→ Exercise prompt: Copy each line that contains the word "index".
++++++
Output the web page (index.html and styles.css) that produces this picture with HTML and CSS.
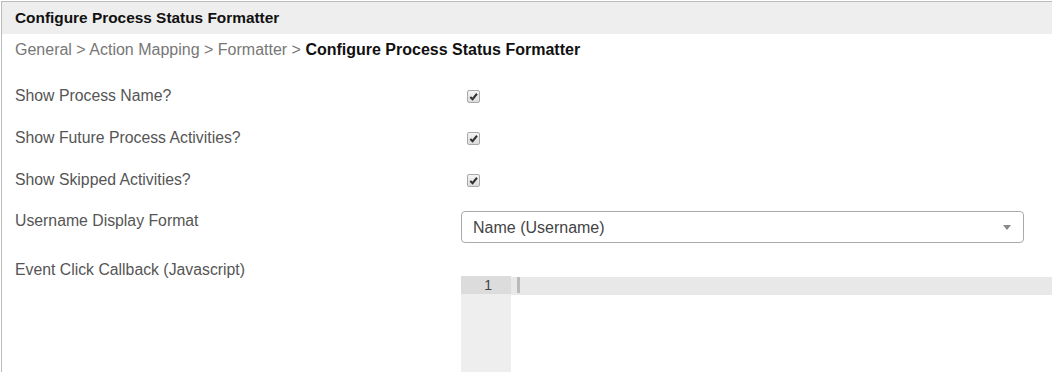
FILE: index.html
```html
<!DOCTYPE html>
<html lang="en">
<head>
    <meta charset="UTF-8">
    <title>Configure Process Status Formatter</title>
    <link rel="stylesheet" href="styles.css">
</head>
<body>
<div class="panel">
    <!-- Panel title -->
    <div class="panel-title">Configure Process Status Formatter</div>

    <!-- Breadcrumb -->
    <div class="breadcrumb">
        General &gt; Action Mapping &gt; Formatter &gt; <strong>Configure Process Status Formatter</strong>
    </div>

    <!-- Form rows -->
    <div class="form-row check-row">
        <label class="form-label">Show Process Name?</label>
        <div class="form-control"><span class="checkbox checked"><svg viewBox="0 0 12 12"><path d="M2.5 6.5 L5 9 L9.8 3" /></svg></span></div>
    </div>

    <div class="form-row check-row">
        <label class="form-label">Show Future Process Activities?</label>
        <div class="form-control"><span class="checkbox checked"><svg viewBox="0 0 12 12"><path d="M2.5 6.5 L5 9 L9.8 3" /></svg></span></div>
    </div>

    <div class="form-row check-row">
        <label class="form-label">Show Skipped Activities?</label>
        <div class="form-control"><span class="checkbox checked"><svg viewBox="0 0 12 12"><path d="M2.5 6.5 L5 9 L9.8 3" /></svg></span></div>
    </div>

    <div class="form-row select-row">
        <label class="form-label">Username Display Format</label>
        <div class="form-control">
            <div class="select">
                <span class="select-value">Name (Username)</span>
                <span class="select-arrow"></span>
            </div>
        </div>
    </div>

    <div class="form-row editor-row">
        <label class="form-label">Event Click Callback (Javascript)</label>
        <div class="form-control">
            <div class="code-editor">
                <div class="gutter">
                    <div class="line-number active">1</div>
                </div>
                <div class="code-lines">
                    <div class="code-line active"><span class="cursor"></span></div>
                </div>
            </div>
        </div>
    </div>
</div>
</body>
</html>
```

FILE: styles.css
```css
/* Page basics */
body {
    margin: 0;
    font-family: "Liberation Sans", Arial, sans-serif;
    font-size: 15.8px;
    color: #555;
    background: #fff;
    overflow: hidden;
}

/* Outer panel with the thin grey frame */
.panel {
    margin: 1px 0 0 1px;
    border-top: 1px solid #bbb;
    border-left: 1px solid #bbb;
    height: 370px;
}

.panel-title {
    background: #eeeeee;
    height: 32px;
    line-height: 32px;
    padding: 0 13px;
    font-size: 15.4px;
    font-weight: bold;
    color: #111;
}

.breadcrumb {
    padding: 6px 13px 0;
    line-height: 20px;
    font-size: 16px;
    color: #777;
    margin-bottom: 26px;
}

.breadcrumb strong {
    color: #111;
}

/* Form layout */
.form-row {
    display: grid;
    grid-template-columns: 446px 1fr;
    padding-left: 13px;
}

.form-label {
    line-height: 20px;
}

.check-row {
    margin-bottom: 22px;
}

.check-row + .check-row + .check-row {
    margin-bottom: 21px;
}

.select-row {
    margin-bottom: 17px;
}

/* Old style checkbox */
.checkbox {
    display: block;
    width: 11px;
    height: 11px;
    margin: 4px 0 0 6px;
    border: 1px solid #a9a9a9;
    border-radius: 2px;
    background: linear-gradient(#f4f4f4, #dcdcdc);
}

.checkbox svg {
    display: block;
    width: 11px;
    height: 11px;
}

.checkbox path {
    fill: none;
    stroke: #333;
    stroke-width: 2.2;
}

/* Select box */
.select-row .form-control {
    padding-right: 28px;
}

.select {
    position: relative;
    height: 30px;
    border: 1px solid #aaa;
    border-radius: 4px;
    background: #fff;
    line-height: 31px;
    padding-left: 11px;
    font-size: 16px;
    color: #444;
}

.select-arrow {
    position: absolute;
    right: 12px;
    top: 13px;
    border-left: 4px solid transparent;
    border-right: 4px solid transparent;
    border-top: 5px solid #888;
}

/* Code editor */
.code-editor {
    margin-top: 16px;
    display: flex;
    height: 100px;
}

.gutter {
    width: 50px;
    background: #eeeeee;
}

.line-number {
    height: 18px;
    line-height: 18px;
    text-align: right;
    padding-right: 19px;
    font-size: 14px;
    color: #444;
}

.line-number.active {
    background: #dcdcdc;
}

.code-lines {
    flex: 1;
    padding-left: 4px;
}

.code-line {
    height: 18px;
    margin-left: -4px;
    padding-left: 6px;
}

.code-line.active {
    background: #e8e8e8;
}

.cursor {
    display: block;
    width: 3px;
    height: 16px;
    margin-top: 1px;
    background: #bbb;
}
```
++++++
→ Exercise solution:
Output the web page (index.html and styles.css) that produces this picture with HTML and CSS.
FILE: index.html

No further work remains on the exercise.